In a 2017 paper published as part of a forum on UBI in Global Social Policy journal, PATRICIA SCHULZ discusses uncompensated care work and enumerates the ways a basic income could signal a departure from forms of social protection tied to the gendered wage and its analogs in safety net programs:

“In industrialized countries, work organization, labor legislation, and social security systems developed progressively based on the model of the male breadwinner. Therefore, as most social security systems are based on contributions linked to remunerated work, the inferior income of women, their restriction to part-time jobs, as well as the interruptions in their careers due to care responsibilities will directly impact the level of social protection they can expect in case of old age, disability, illness, and so on, as well as expose them to dependency on a partner and/or the welfare state. It remains a huge political challenge to overcome the resistance against delinking social protection and remunerated work, even when the latter tends to become more and more uncertain.

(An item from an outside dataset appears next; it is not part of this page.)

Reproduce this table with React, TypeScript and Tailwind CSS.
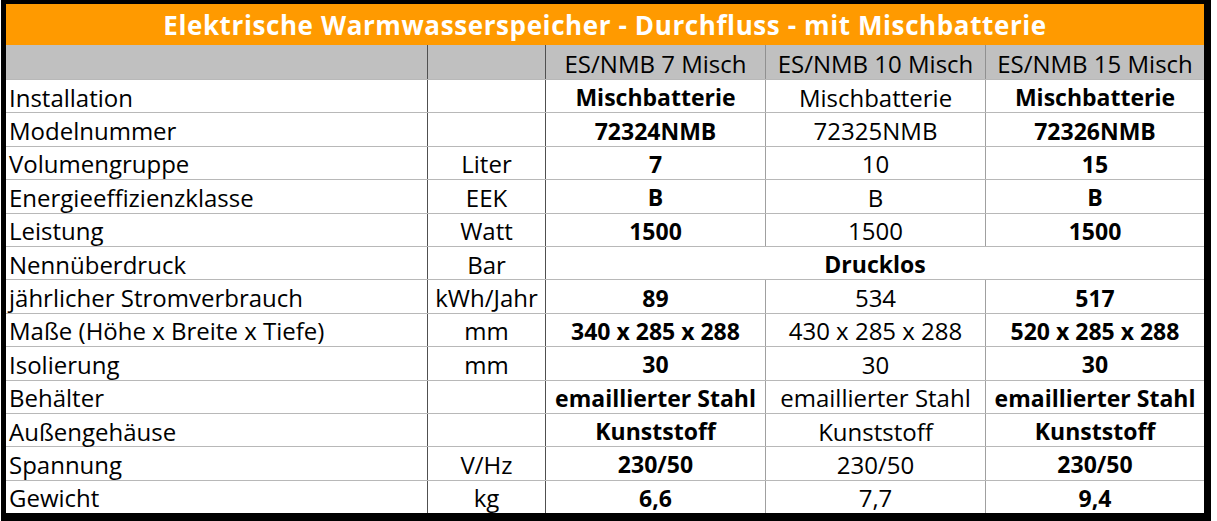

A UBI would be the continuation of previous efforts to ensure that every person has a right to basic economic security, everywhere on the planet, women as well as men.”

Link to the report.

  • The 1960s-70s saw a major surge of advocacy and policy thought surrounding access to existing safety net programs, much of which was driven by the National Welfare Rights Organization. Linkto NWRO chairperson Johnnie Tillmon’s 1972 manifesto on welfare and women’s work, which includes a call for a “guaranteed adequate income,” and link to historian Felicia Kornbluh’s 2007 book on the movement. Economist Toru Yamamori’s research sheds light on feminist movements in the UK and Italy that posed basic income as a solution to discriminatory practices of welfare agencies. Link. (Link also to Frances Fox Piven and Richard Cloward’s 1966 article on the gaps in American safety net programs and the possibility of a guaranteed income.)
  • There is much ongoing debate within feminist literature about how a UBI might impact the gender division of labor. Some theorists, including Ingrid Robeyns, caution that compensating unpaid care work risks diminishing the political will of women to advocate for more fundamental changes to their social position. Link. Others maintain that a UBI will incentivize men to play a larger role in social reproduction, thereby leveling power dynamics within heterosexual households.Link, link.
  • For a more thorough argument in favor of basic income, the late feminist economist Ailsa McKay has written extensively on the potential impacts of the policy for gender equity and a reconfiguration of citizenship. Link to an article on basic income and social citizenship, and link to her 2005 book The Future of Social Security Policy: Women, Work, and a Citizen’s Basic Income.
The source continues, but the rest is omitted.